=== Stated goal ===
All of the data that follows should be retyped exactly, please, except the pictures.

=== Information supplied ===
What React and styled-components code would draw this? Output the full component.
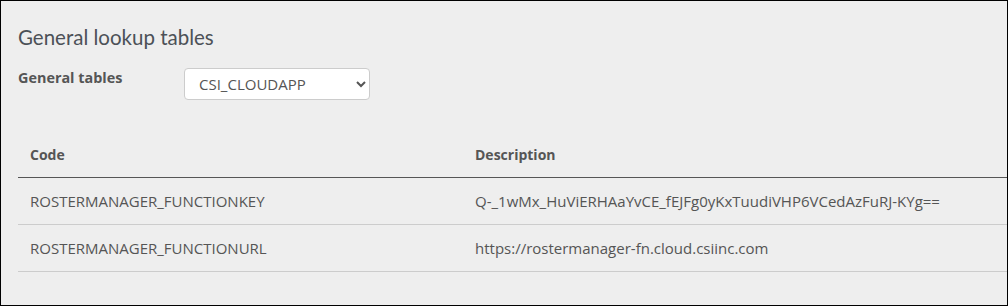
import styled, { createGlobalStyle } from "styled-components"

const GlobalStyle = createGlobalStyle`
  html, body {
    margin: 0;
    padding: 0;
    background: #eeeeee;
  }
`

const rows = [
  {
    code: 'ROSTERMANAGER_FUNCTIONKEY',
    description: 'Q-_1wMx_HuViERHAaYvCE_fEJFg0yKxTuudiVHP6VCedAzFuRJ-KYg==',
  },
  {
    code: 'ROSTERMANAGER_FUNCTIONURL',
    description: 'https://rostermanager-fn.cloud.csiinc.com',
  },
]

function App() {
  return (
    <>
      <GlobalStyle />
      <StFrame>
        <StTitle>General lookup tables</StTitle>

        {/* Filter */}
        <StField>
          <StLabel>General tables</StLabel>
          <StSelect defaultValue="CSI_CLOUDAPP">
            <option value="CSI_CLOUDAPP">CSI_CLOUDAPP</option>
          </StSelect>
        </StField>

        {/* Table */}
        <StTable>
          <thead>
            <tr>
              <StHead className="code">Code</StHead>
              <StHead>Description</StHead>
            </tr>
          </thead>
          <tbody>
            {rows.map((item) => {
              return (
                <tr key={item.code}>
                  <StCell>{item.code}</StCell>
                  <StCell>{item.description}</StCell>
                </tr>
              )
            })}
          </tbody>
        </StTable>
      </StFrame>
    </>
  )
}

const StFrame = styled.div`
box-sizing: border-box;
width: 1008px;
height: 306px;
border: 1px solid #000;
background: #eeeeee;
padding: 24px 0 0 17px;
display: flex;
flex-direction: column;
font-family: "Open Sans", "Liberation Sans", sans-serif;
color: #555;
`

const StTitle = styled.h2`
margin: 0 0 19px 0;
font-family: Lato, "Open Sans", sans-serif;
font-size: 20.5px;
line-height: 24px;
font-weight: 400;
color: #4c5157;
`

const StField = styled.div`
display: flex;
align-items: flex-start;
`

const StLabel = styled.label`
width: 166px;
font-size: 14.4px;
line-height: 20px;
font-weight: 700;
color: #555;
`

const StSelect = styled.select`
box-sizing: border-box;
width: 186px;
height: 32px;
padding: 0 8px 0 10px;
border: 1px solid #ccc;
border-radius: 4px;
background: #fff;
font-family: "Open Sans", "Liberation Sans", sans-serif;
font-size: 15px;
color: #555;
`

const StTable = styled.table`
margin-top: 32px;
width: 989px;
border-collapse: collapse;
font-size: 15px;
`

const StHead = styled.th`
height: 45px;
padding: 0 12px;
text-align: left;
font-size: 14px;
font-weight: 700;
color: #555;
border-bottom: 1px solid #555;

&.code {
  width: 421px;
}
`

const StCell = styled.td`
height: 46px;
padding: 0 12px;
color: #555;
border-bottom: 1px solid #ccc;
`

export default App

=== Written answer ===
What React and styled-components code would draw this? Output the full component.
import styled, { createGlobalStyle } from "styled-components"

const GlobalStyle = createGlobalStyle`
  html, body {
    margin: 0;
    padding: 0;
    background: #eeeeee;
  }
`

const rows = [
  {
    code: 'ROSTERMANAGER_FUNCTIONKEY',
    description: 'Q-_1wMx_HuViERHAaYvCE_fEJFg0yKxTuudiVHP6VCedAzFuRJ-KYg==',
  },
  {
    code: 'ROSTERMANAGER_FUNCTIONURL',
    description: 'https://rostermanager-fn.cloud.csiinc.com',
  },
]

function App() {
  return (
    <>
      <GlobalStyle />
      <StFrame>
        <StTitle>General lookup tables</StTitle>

        {/* Filter */}
        <StField>
          <StLabel>General tables</StLabel>
          <StSelect defaultValue="CSI_CLOUDAPP">
            <option value="CSI_CLOUDAPP">CSI_CLOUDAPP</option>
          </StSelect>
        </StField>

        {/* Table */}
        <StTable>
          <thead>
            <tr>
              <StHead className="code">Code</StHead>
              <StHead>Description</StHead>
            </tr>
          </thead>
          <tbody>
            {rows.map((item) => {
              return (
                <tr key={item.code}>
                  <StCell>{item.code}</StCell>
                  <StCell>{item.description}</StCell>
                </tr>
              )
            })}
          </tbody>
        </StTable>
      </StFrame>
    </>
  )
}

const StFrame = styled.div`
box-sizing: border-box;
width: 1008px;
height: 306px;
border: 1px solid #000;
background: #eeeeee;
padding: 24px 0 0 17px;
display: flex;
flex-direction: column;
font-family: "Open Sans", "Liberation Sans", sans-serif;
color: #555;
`

const StTitle = styled.h2`
margin: 0 0 19px 0;
font-family: Lato, "Open Sans", sans-serif;
font-size: 20.5px;
line-height: 24px;
font-weight: 400;
color: #4c5157;
`

const StField = styled.div`
display: flex;
align-items: flex-start;
`

const StLabel = styled.label`
width: 166px;
font-size: 14.4px;
line-height: 20px;
font-weight: 700;
color: #555;
`

const StSelect = styled.select`
box-sizing: border-box;
width: 186px;
height: 32px;
padding: 0 8px 0 10px;
border: 1px solid #ccc;
border-radius: 4px;
background: #fff;
font-family: "Open Sans", "Liberation Sans", sans-serif;
font-size: 15px;
color: #555;
`

const StTable = styled.table`
margin-top: 32px;
width: 989px;
border-collapse: collapse;
font-size: 15px;
`

const StHead = styled.th`
height: 45px;
padding: 0 12px;
text-align: left;
font-size: 14px;
font-weight: 700;
color: #555;
border-bottom: 1px solid #555;

&.code {
  width: 421px;
}
`

const StCell = styled.td`
height: 46px;
padding: 0 12px;
color: #555;
border-bottom: 1px solid #ccc;
`

export default App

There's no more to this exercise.